Exercise aim —
Write out each line of the listing as it stands, without the images.

--- start of Source excerpt ---

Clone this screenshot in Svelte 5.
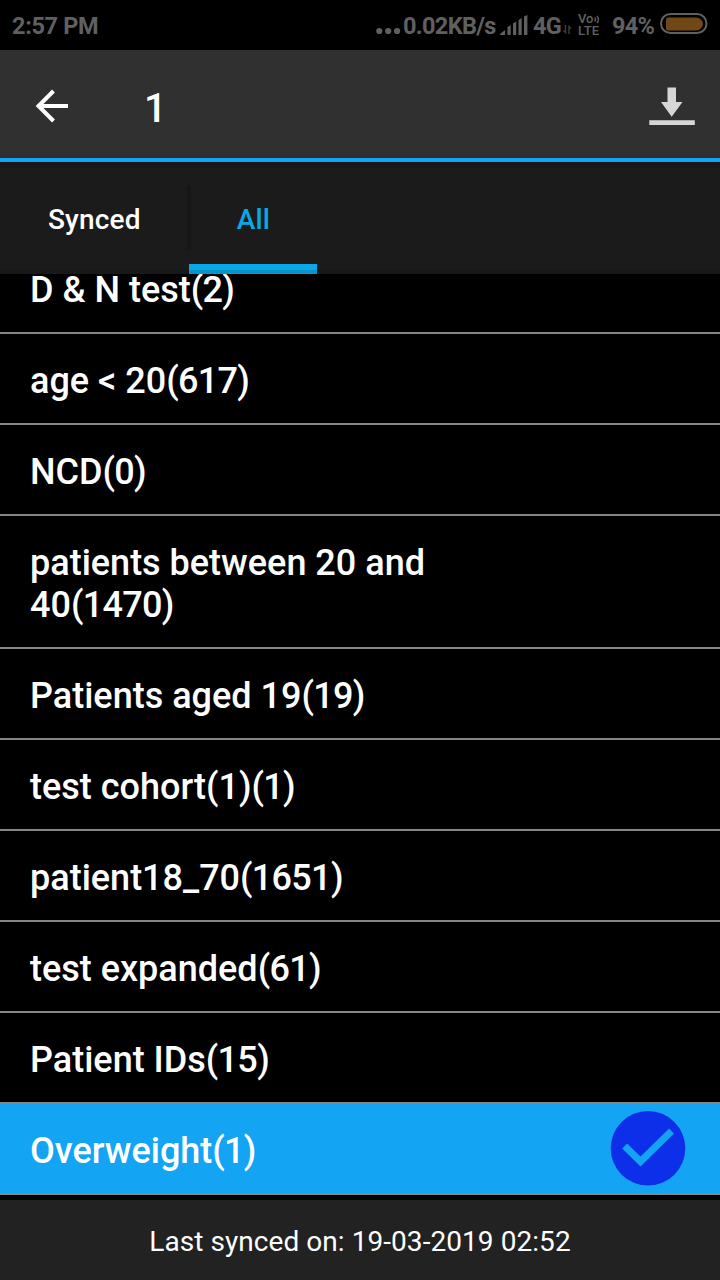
<script lang="ts">
	type Cohort = { name: string; count: number };

	const tabs = ['Synced', 'All'];

	const cohorts: Cohort[] = [
		{ name: 'D & N test', count: 2 },
		{ name: 'age < 20', count: 617 },
		{ name: 'NCD', count: 0 },
		{ name: 'patients between 20 and 40', count: 1470 },
		{ name: 'Patients aged 19', count: 19 },
		{ name: 'test cohort(1)', count: 1 },
		{ name: 'patient18_70', count: 1651 },
		{ name: 'test expanded', count: 61 },
		{ name: 'Patient IDs', count: 15 },
		{ name: 'Overweight', count: 1 }
	];

	let activeTab = 'All';
	let selected = ['Overweight'];

	function toggle(name: string) {
		selected = selected.includes(name)
			? selected.filter((n) => n !== name)
			: [...selected, name];
	}
</script>

<div class="screen">
	<div class="status">
		<span class="time">2:57 PM</span>
		<svg class="dots" width="25" height="8" viewBox="0 0 25 8">
			<circle cx="3.3" cy="4" r="3.1" />
			<circle cx="12.2" cy="4" r="3.1" />
			<circle cx="21.1" cy="4" r="3.1" />
		</svg>
		<span class="speed">0.02KB/s</span>
		<svg class="signal" width="28" height="20" viewBox="0 0 28 20">
			<path d="M0 20v-1l5-4v5zM7.5 20v-8l3.2-2v10zM13 20V8.500l3.200-2V20zM18.500 20V5l3.200-2V20zM24 20V1.500L27.400 0V20z" />
		</svg>
		<span class="net">4G</span>
		<svg class="data" width="9" height="9" viewBox="0 0 9 9">
			<path d="M2.500 0v7.500L0.500 5.500M6 9V1.500l2 2" />
		</svg>
		<div class="volte">
			<div class="vo">
				<span>Vo</span>
				<svg width="6" height="9" viewBox="0 0 6 9">
					<path d="M0.700 2.500q1.600 2 0 4M3 0.800q2.800 3.700 0 7.400" />
				</svg>
			</div>
			<span class="lte">LTE</span>
		</div>
		<span class="percent">94%</span>
		<svg class="battery" width="48" height="22" viewBox="0 0 48 22">
			<rect class="case" x="1" y="1" width="45.500" height="19" rx="9.500" />
			<path class="charge" d="M8 4.500H36a7 6.500 0 0 1 0 13H8q-2 0-2-2v-9q0-2 2-2z" />
		</svg>
	</div>

	<header>
		<button type="button" class="back" title="Back">
			<svg width="34" height="34" viewBox="0 0 34 34">
				<path d="M33 17H4M18.500 2L3.500 17l15 15" />
			</svg>
		</button>
		<h1>{selected.length}</h1>
		<button type="button" class="download" title="Download">
			<svg width="46" height="39" viewBox="0 0 46 39">
				<path d="M18.500 0.500h8.500v14.500h6.500L22.700 29.800 12 15h6.500zM0.300 33.300h45.500v4.700H0.300z" />
			</svg>
		</button>
	</header>

	<nav>
		{#each tabs as tab}
			<button
				type="button"
				class="tab"
				class:active={tab === activeTab}
				on:click={() => (activeTab = tab)}>{tab}</button
			>
		{/each}
	</nav>

	<main>
		<ul>
			{#each cohorts as cohort}
				<li class:selected={selected.includes(cohort.name)}>
					<button type="button" class="row" on:click={() => toggle(cohort.name)}>
						<span class="name">{cohort.name}<span class="count">({cohort.count})</span></span>
						{#if selected.includes(cohort.name)}
							<svg class="check" width="76" height="76" viewBox="0 0 76 76">
								<circle cx="38" cy="38.300" r="37.300" />
								<path d="M14.700 36L30.500 51.500 61.500 21" />
							</svg>
						{/if}
					</button>
				</li>
			{/each}
		</ul>
	</main>

	<footer>Last synced on: 19-03-2019 02:52</footer>
</div>

<style>
	:global(body) {
		background: #000;
	}

	.screen {
		width: 720px;
		height: 1280px;
		display: flex;
		flex-direction: column;
		overflow: hidden;
		background: #000;
		color: #fff;
		font-family: Roboto, sans-serif;
	}

	button {
		appearance: none;
		border: none;
		padding: 0;
		background: none;
		color: inherit;
		font-family: inherit;
		text-align: left;
		cursor: pointer;
	}

	svg {
		display: block;
		flex: none;
	}

	.status {
		box-sizing: border-box;
		height: 50px;
		flex: none;
		display: flex;
		align-items: center;
		padding: 2px 12px 0;
		color: #606060;
		fill: #606060;
		font-size: 23.5px;
		font-weight: 700;
		line-height: 28px;
		letter-spacing: -0.35px;
		white-space: nowrap;
	}

	.time {
		width: 364px;
		flex: none;
	}

	.dots {
		margin-top: 9px;
	}

	.speed {
		width: 99px;
		margin-left: 2px;
		letter-spacing: -0.65px;
	}

	.signal {
		margin: -3px 5px 0 -2px;
	}

	.net {
		width: 29px;
		letter-spacing: -0.8px;
	}

	.data {
		margin: 7px 0 0 1px;
		fill: none;
		stroke: #3a3a3a;
		stroke-width: 1.5;
	}

	.volte {
		width: 24px;
		margin: -2px 0 0 6px;
		font-size: 13px;
		font-weight: 500;
		line-height: 12px;
		letter-spacing: 0;
	}

	.vo {
		display: flex;
		align-items: center;
	}

	.vo svg {
		margin-left: 1px;
		fill: none;
		stroke: #606060;
		stroke-width: 1.4;
	}

	.lte {
		display: block;
		letter-spacing: 0.2px;
	}

	.percent {
		width: 44px;
		margin-left: 10px;
		letter-spacing: -0.7px;
	}

	.battery {
		margin: -4px 0 0 4px;
	}

	.case {
		fill: none;
		stroke: #606060;
		stroke-width: 2;
	}

	.charge {
		fill: #6f4815;
	}

	header {
		height: 108px;
		flex: none;
		display: flex;
		align-items: center;
		background: #303030;
		border-bottom: 4px solid #13a4f4;
	}

	.back {
		margin: 4px 0 0 35px;
	}

	.back path {
		fill: none;
		stroke: #fff;
		stroke-width: 4;
	}

	h1 {
		margin: 9px auto 0 75px;
		font-size: 40px;
		font-weight: 500;
		line-height: 48px;
	}

	.download {
		margin: 4px 25px 0 0;
	}

	.download path {
		fill: #d6d6d6;
	}

	nav {
		height: 112px;
		flex: none;
		display: flex;
		background: linear-gradient(#151515, #1b1b1b 8px, #1b1b1b 108px, #181818 108px);
	}

	.tab {
		position: relative;
		padding: 2px 48px 0;
		font-size: 28px;
		font-weight: 500;
		letter-spacing: 0.17px;
	}

	.tab:not(:last-child)::after {
		content: '';
		position: absolute;
		right: -2px;
		top: 24px;
		width: 4px;
		height: 64px;
		background: #171717;
	}

	.tab.active {
		padding-right: 47px;
		color: #0aa8e6;
		background: linear-gradient(#0aa8e6 6px, #0894cb 6px) bottom / 100% 10px no-repeat;
	}

	main {
		flex: 1;
		overflow: hidden;
	}

	/* list is scrolled to its end, so the first row sits partly under the tabs */
	ul {
		list-style: none;
		margin: -31px 0 0;
		padding: 0;
	}

	li {
		border-bottom: 2px solid #868686;
	}

	.row {
		width: 100%;
		min-height: 89px;
		display: flex;
		align-items: center;
		justify-content: space-between;
		padding: 0 34px 0 30px;
		box-sizing: border-box;
	}

	.name {
		width: 440px;
		padding: 26px 0 21px;
		font-size: 36px;
		font-weight: 500;
		line-height: 42px;
	}

	.count {
		letter-spacing: -0.7px;
	}

	.selected {
		background: #13a4f4;
	}

	.check {
		margin-top: -1px;
	}

	.check circle {
		fill: #0e2fe9;
	}

	.check path {
		fill: none;
		stroke: #13a4f4;
		stroke-width: 7;
	}

	footer {
		height: 80px;
		flex: none;
		background: #222;
		font-size: 28px;
		line-height: 83px;
		letter-spacing: 0.06px;
		text-align: center;
	}
</style>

--- end of Source excerpt ---

Answer for the task —
Clone this screenshot in Svelte 5.
<script lang="ts">
	type Cohort = { name: string; count: number };

	const tabs = ['Synced', 'All'];

	const cohorts: Cohort[] = [
		{ name: 'D & N test', count: 2 },
		{ name: 'age < 20', count: 617 },
		{ name: 'NCD', count: 0 },
		{ name: 'patients between 20 and 40', count: 1470 },
		{ name: 'Patients aged 19', count: 19 },
		{ name: 'test cohort(1)', count: 1 },
		{ name: 'patient18_70', count: 1651 },
		{ name: 'test expanded', count: 61 },
		{ name: 'Patient IDs', count: 15 },
		{ name: 'Overweight', count: 1 }
	];

	let activeTab = 'All';
	let selected = ['Overweight'];

	function toggle(name: string) {
		selected = selected.includes(name)
			? selected.filter((n) => n !== name)
			: [...selected, name];
	}
</script>

<div class="screen">
	<div class="status">
		<span class="time">2:57 PM</span>
		<svg class="dots" width="25" height="8" viewBox="0 0 25 8">
			<circle cx="3.3" cy="4" r="3.1" />
			<circle cx="12.2" cy="4" r="3.1" />
			<circle cx="21.1" cy="4" r="3.1" />
		</svg>
		<span class="speed">0.02KB/s</span>
		<svg class="signal" width="28" height="20" viewBox="0 0 28 20">
			<path d="M0 20v-1l5-4v5zM7.5 20v-8l3.2-2v10zM13 20V8.500l3.200-2V20zM18.500 20V5l3.200-2V20zM24 20V1.500L27.400 0V20z" />
		</svg>
		<span class="net">4G</span>
		<svg class="data" width="9" height="9" viewBox="0 0 9 9">
			<path d="M2.500 0v7.500L0.500 5.500M6 9V1.500l2 2" />
		</svg>
		<div class="volte">
			<div class="vo">
				<span>Vo</span>
				<svg width="6" height="9" viewBox="0 0 6 9">
					<path d="M0.700 2.500q1.600 2 0 4M3 0.800q2.800 3.700 0 7.400" />
				</svg>
			</div>
			<span class="lte">LTE</span>
		</div>
		<span class="percent">94%</span>
		<svg class="battery" width="48" height="22" viewBox="0 0 48 22">
			<rect class="case" x="1" y="1" width="45.500" height="19" rx="9.500" />
			<path class="charge" d="M8 4.500H36a7 6.500 0 0 1 0 13H8q-2 0-2-2v-9q0-2 2-2z" />
		</svg>
	</div>

	<header>
		<button type="button" class="back" title="Back">
			<svg width="34" height="34" viewBox="0 0 34 34">
				<path d="M33 17H4M18.500 2L3.500 17l15 15" />
			</svg>
		</button>
		<h1>{selected.length}</h1>
		<button type="button" class="download" title="Download">
			<svg width="46" height="39" viewBox="0 0 46 39">
				<path d="M18.500 0.500h8.500v14.500h6.500L22.700 29.800 12 15h6.500zM0.300 33.300h45.500v4.700H0.300z" />
			</svg>
		</button>
	</header>

	<nav>
		{#each tabs as tab}
			<button
				type="button"
				class="tab"
				class:active={tab === activeTab}
				on:click={() => (activeTab = tab)}>{tab}</button
			>
		{/each}
	</nav>

	<main>
		<ul>
			{#each cohorts as cohort}
				<li class:selected={selected.includes(cohort.name)}>
					<button type="button" class="row" on:click={() => toggle(cohort.name)}>
						<span class="name">{cohort.name}<span class="count">({cohort.count})</span></span>
						{#if selected.includes(cohort.name)}
							<svg class="check" width="76" height="76" viewBox="0 0 76 76">
								<circle cx="38" cy="38.300" r="37.300" />
								<path d="M14.700 36L30.500 51.500 61.500 21" />
							</svg>
						{/if}
					</button>
				</li>
			{/each}
		</ul>
	</main>

	<footer>Last synced on: 19-03-2019 02:52</footer>
</div>

<style>
	:global(body) {
		background: #000;
	}

	.screen {
		width: 720px;
		height: 1280px;
		display: flex;
		flex-direction: column;
		overflow: hidden;
		background: #000;
		color: #fff;
		font-family: Roboto, sans-serif;
	}

	button {
		appearance: none;
		border: none;
		padding: 0;
		background: none;
		color: inherit;
		font-family: inherit;
		text-align: left;
		cursor: pointer;
	}

	svg {
		display: block;
		flex: none;
	}

	.status {
		box-sizing: border-box;
		height: 50px;
		flex: none;
		display: flex;
		align-items: center;
		padding: 2px 12px 0;
		color: #606060;
		fill: #606060;
		font-size: 23.5px;
		font-weight: 700;
		line-height: 28px;
		letter-spacing: -0.35px;
		white-space: nowrap;
	}

	.time {
		width: 364px;
		flex: none;
	}

	.dots {
		margin-top: 9px;
	}

	.speed {
		width: 99px;
		margin-left: 2px;
		letter-spacing: -0.65px;
	}

	.signal {
		margin: -3px 5px 0 -2px;
	}

	.net {
		width: 29px;
		letter-spacing: -0.8px;
	}

	.data {
		margin: 7px 0 0 1px;
		fill: none;
		stroke: #3a3a3a;
		stroke-width: 1.5;
	}

	.volte {
		width: 24px;
		margin: -2px 0 0 6px;
		font-size: 13px;
		font-weight: 500;
		line-height: 12px;
		letter-spacing: 0;
	}

	.vo {
		display: flex;
		align-items: center;
	}

	.vo svg {
		margin-left: 1px;
		fill: none;
		stroke: #606060;
		stroke-width: 1.4;
	}

	.lte {
		display: block;
		letter-spacing: 0.2px;
	}

	.percent {
		width: 44px;
		margin-left: 10px;
		letter-spacing: -0.7px;
	}

	.battery {
		margin: -4px 0 0 4px;
	}

	.case {
		fill: none;
		stroke: #606060;
		stroke-width: 2;
	}

	.charge {
		fill: #6f4815;
	}

	header {
		height: 108px;
		flex: none;
		display: flex;
		align-items: center;
		background: #303030;
		border-bottom: 4px solid #13a4f4;
	}

	.back {
		margin: 4px 0 0 35px;
	}

	.back path {
		fill: none;
		stroke: #fff;
		stroke-width: 4;
	}

	h1 {
		margin: 9px auto 0 75px;
		font-size: 40px;
		font-weight: 500;
		line-height: 48px;
	}

	.download {
		margin: 4px 25px 0 0;
	}

	.download path {
		fill: #d6d6d6;
	}

	nav {
		height: 112px;
		flex: none;
		display: flex;
		background: linear-gradient(#151515, #1b1b1b 8px, #1b1b1b 108px, #181818 108px);
	}

	.tab {
		position: relative;
		padding: 2px 48px 0;
		font-size: 28px;
		font-weight: 500;
		letter-spacing: 0.17px;
	}

	.tab:not(:last-child)::after {
		content: '';
		position: absolute;
		right: -2px;
		top: 24px;
		width: 4px;
		height: 64px;
		background: #171717;
	}

	.tab.active {
		padding-right: 47px;
		color: #0aa8e6;
		background: linear-gradient(#0aa8e6 6px, #0894cb 6px) bottom / 100% 10px no-repeat;
	}

	main {
		flex: 1;
		overflow: hidden;
	}

	/* list is scrolled to its end, so the first row sits partly under the tabs */
	ul {
		list-style: none;
		margin: -31px 0 0;
		padding: 0;
	}

	li {
		border-bottom: 2px solid #868686;
	}

	.row {
		width: 100%;
		min-height: 89px;
		display: flex;
		align-items: center;
		justify-content: space-between;
		padding: 0 34px 0 30px;
		box-sizing: border-box;
	}

	.name {
		width: 440px;
		padding: 26px 0 21px;
		font-size: 36px;
		font-weight: 500;
		line-height: 42px;
	}

	.count {
		letter-spacing: -0.7px;
	}

	.selected {
		background: #13a4f4;
	}

	.check {
		margin-top: -1px;
	}

	.check circle {
		fill: #0e2fe9;
	}

	.check path {
		fill: none;
		stroke: #13a4f4;
		stroke-width: 7;
	}

	footer {
		height: 80px;
		flex: none;
		background: #222;
		font-size: 28px;
		line-height: 83px;
		letter-spacing: 0.06px;
		text-align: center;
	}
</style>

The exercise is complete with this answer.